Kimberly-Clark is also falling short of its goal of boosting selling prices this year. Overall, prices fell by more than 1% last quarter to completely offset the uptick in sales volumes. Rivals are faring a bit better on this score, too; P&G's prices are flat over the last nine months, and Unilever's prices rose by a healthy 3% last quarter.
The good news for investors is that profitability is still rising despite these pricing pressures. Thanks to cost cuts and improving foreign exchange trends, Kimberly-Clark enjoyed a boost in both its gross and operating margins last quarter. Operating margin passed 18% as the company sliced over $100 million out of its expense infrastructure.
Looking toward 2018
Kimberly-Clark aims to remove at least $400 million of costs from its business over the full year, and that financial success will likely protect its profit goals. Earnings are still slated to rise by between 3% and 5% this year to as high as $6.35 per share.

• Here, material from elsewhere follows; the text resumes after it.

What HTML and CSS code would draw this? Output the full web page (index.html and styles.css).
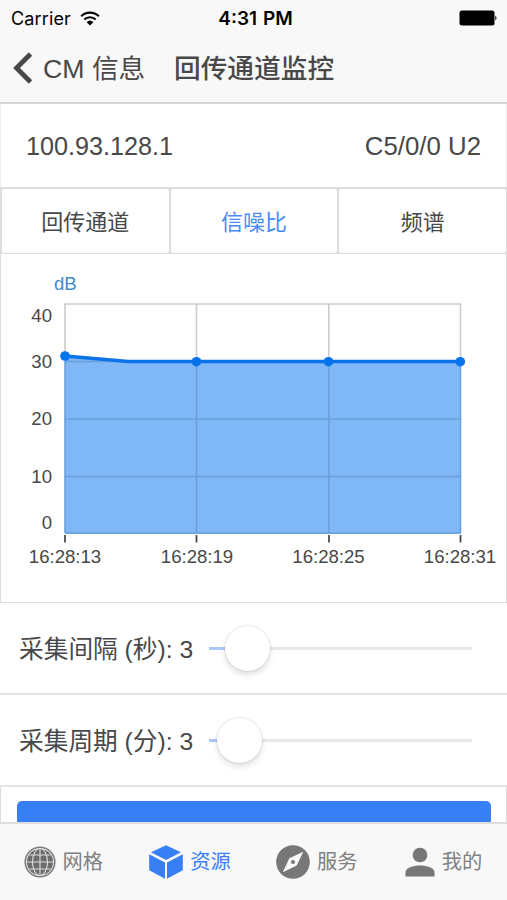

Its market share stumbles will exact a price on growth, though. Executives in April lowered their organic sales outlook to 1.5% at the midpoint of guidance compared to their prior target of 2%. That result would put Kimberly-Clark behind P&G for the first time in years.
Investors are hoping to see evidence of a rebound in organic growth and pricing when the company announces its second-quarter results in late July. But without a dramatic turnaround Kimberly-Clark will post its second straight year of decelerating sales gains.
That would add pressure on management to take bolder strategic steps in 2018, in addition to scaled-up marketing and innovation support for its biggest franchises. For example, Kimberly-Clark might consider divesting underperforming brands as P&G has done recently, or make a few aggressive growth acquisitions similar to Unilever's 2016 purchase of Dollar Shave Club.